* Task directions *
Exactly as written, quote every line that follows, skipping the images.

* Collected material *
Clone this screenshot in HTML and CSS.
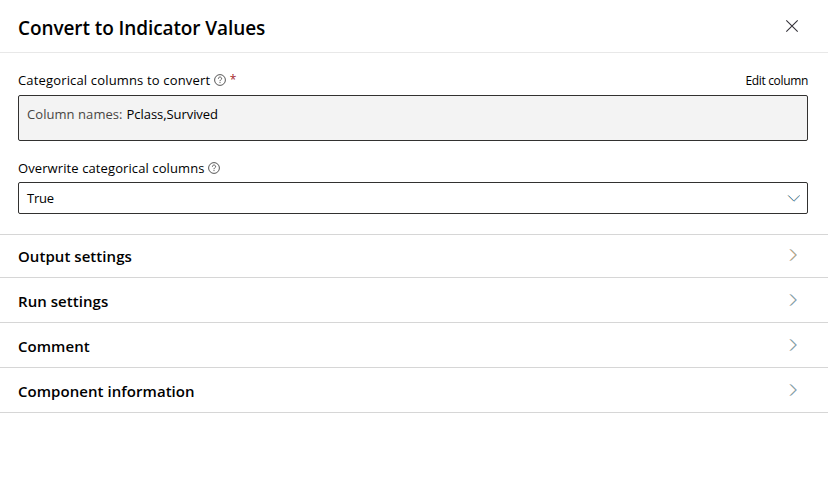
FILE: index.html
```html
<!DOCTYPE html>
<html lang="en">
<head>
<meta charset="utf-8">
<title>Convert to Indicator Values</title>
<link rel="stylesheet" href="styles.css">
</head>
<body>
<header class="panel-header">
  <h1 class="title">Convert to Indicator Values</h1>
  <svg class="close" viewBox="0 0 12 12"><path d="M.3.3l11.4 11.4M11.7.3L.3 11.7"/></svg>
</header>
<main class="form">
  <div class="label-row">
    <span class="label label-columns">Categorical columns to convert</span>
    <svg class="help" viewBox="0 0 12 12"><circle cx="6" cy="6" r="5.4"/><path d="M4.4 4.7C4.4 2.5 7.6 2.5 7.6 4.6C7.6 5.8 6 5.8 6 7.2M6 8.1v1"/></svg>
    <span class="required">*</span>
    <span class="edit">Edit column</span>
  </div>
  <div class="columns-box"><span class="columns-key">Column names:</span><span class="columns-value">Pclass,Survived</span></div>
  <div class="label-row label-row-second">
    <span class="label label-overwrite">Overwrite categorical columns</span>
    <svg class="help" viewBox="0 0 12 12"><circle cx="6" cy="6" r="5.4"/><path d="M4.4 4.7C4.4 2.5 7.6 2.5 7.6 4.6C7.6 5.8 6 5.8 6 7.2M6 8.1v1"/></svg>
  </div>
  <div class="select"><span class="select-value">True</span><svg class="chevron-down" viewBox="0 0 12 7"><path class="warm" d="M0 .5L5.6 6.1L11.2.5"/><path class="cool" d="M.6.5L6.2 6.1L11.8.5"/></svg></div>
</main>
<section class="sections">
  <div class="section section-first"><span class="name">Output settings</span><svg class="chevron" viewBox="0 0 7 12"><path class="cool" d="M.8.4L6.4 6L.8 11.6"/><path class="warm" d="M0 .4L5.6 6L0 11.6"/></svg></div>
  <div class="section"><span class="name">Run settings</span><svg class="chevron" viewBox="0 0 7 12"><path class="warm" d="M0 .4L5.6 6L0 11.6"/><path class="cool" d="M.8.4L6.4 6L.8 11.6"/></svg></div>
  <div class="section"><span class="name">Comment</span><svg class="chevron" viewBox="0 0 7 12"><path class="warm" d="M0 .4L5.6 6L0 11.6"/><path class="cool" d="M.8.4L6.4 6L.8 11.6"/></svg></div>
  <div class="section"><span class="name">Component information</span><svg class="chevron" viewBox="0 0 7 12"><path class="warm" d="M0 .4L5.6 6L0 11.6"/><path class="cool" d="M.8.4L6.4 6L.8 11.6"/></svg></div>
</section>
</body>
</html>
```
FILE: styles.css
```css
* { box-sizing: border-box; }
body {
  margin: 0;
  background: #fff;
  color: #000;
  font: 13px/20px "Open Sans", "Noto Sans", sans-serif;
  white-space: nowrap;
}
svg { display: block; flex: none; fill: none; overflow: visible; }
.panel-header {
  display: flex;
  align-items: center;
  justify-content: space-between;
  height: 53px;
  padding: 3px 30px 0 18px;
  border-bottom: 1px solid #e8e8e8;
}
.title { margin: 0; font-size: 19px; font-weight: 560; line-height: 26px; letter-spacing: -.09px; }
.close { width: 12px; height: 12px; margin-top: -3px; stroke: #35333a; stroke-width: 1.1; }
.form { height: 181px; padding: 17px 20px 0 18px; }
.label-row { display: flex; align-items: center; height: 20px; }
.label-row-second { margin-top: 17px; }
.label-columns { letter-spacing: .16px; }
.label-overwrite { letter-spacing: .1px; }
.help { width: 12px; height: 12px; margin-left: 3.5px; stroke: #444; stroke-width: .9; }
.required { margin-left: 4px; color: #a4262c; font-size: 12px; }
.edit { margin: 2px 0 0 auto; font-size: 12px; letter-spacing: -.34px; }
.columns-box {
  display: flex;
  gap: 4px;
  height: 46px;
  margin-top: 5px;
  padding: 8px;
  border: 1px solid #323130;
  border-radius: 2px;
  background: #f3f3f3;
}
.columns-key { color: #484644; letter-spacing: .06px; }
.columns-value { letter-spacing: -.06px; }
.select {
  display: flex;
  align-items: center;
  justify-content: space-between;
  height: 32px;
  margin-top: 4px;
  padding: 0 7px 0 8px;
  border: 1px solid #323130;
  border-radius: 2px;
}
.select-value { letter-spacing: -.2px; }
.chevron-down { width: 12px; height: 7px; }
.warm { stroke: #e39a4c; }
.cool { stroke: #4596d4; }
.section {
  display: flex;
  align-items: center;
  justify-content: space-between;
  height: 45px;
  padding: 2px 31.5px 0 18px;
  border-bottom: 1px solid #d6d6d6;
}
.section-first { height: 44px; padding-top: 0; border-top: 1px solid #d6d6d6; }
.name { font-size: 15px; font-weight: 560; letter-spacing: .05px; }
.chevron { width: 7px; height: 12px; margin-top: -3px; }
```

* Written reply *
Clone this screenshot in HTML and CSS.
FILE: index.html
```html
<!DOCTYPE html>
<html lang="en">
<head>
<meta charset="utf-8">
<title>Convert to Indicator Values</title>
<link rel="stylesheet" href="styles.css">
</head>
<body>
<header class="panel-header">
  <h1 class="title">Convert to Indicator Values</h1>
  <svg class="close" viewBox="0 0 12 12"><path d="M.3.3l11.4 11.4M11.7.3L.3 11.7"/></svg>
</header>
<main class="form">
  <div class="label-row">
    <span class="label label-columns">Categorical columns to convert</span>
    <svg class="help" viewBox="0 0 12 12"><circle cx="6" cy="6" r="5.4"/><path d="M4.4 4.7C4.4 2.5 7.6 2.5 7.6 4.6C7.6 5.8 6 5.8 6 7.2M6 8.1v1"/></svg>
    <span class="required">*</span>
    <span class="edit">Edit column</span>
  </div>
  <div class="columns-box"><span class="columns-key">Column names:</span><span class="columns-value">Pclass,Survived</span></div>
  <div class="label-row label-row-second">
    <span class="label label-overwrite">Overwrite categorical columns</span>
    <svg class="help" viewBox="0 0 12 12"><circle cx="6" cy="6" r="5.4"/><path d="M4.4 4.7C4.4 2.5 7.6 2.5 7.6 4.6C7.6 5.8 6 5.8 6 7.2M6 8.1v1"/></svg>
  </div>
  <div class="select"><span class="select-value">True</span><svg class="chevron-down" viewBox="0 0 12 7"><path class="warm" d="M0 .5L5.6 6.1L11.2.5"/><path class="cool" d="M.6.5L6.2 6.1L11.8.5"/></svg></div>
</main>
<section class="sections">
  <div class="section section-first"><span class="name">Output settings</span><svg class="chevron" viewBox="0 0 7 12"><path class="cool" d="M.8.4L6.4 6L.8 11.6"/><path class="warm" d="M0 .4L5.6 6L0 11.6"/></svg></div>
  <div class="section"><span class="name">Run settings</span><svg class="chevron" viewBox="0 0 7 12"><path class="warm" d="M0 .4L5.6 6L0 11.6"/><path class="cool" d="M.8.4L6.4 6L.8 11.6"/></svg></div>
  <div class="section"><span class="name">Comment</span><svg class="chevron" viewBox="0 0 7 12"><path class="warm" d="M0 .4L5.6 6L0 11.6"/><path class="cool" d="M.8.4L6.4 6L.8 11.6"/></svg></div>
  <div class="section"><span class="name">Component information</span><svg class="chevron" viewBox="0 0 7 12"><path class="warm" d="M0 .4L5.6 6L0 11.6"/><path class="cool" d="M.8.4L6.4 6L.8 11.6"/></svg></div>
</section>
</body>
</html>
```
FILE: styles.css
```css
* { box-sizing: border-box; }
body {
  margin: 0;
  background: #fff;
  color: #000;
  font: 13px/20px "Open Sans", "Noto Sans", sans-serif;
  white-space: nowrap;
}
svg { display: block; flex: none; fill: none; overflow: visible; }
.panel-header {
  display: flex;
  align-items: center;
  justify-content: space-between;
  height: 53px;
  padding: 3px 30px 0 18px;
  border-bottom: 1px solid #e8e8e8;
}
.title { margin: 0; font-size: 19px; font-weight: 560; line-height: 26px; letter-spacing: -.09px; }
.close { width: 12px; height: 12px; margin-top: -3px; stroke: #35333a; stroke-width: 1.1; }
.form { height: 181px; padding: 17px 20px 0 18px; }
.label-row { display: flex; align-items: center; height: 20px; }
.label-row-second { margin-top: 17px; }
.label-columns { letter-spacing: .16px; }
.label-overwrite { letter-spacing: .1px; }
.help { width: 12px; height: 12px; margin-left: 3.5px; stroke: #444; stroke-width: .9; }
.required { margin-left: 4px; color: #a4262c; font-size: 12px; }
.edit { margin: 2px 0 0 auto; font-size: 12px; letter-spacing: -.34px; }
.columns-box {
  display: flex;
  gap: 4px;
  height: 46px;
  margin-top: 5px;
  padding: 8px;
  border: 1px solid #323130;
  border-radius: 2px;
  background: #f3f3f3;
}
.columns-key { color: #484644; letter-spacing: .06px; }
.columns-value { letter-spacing: -.06px; }
.select {
  display: flex;
  align-items: center;
  justify-content: space-between;
  height: 32px;
  margin-top: 4px;
  padding: 0 7px 0 8px;
  border: 1px solid #323130;
  border-radius: 2px;
}
.select-value { letter-spacing: -.2px; }
.chevron-down { width: 12px; height: 7px; }
.warm { stroke: #e39a4c; }
.cool { stroke: #4596d4; }
.section {
  display: flex;
  align-items: center;
  justify-content: space-between;
  height: 45px;
  padding: 2px 31.5px 0 18px;
  border-bottom: 1px solid #d6d6d6;
}
.section-first { height: 44px; padding-top: 0; border-top: 1px solid #d6d6d6; }
.name { font-size: 15px; font-weight: 560; letter-spacing: .05px; }
.chevron { width: 7px; height: 12px; margin-top: -3px; }
```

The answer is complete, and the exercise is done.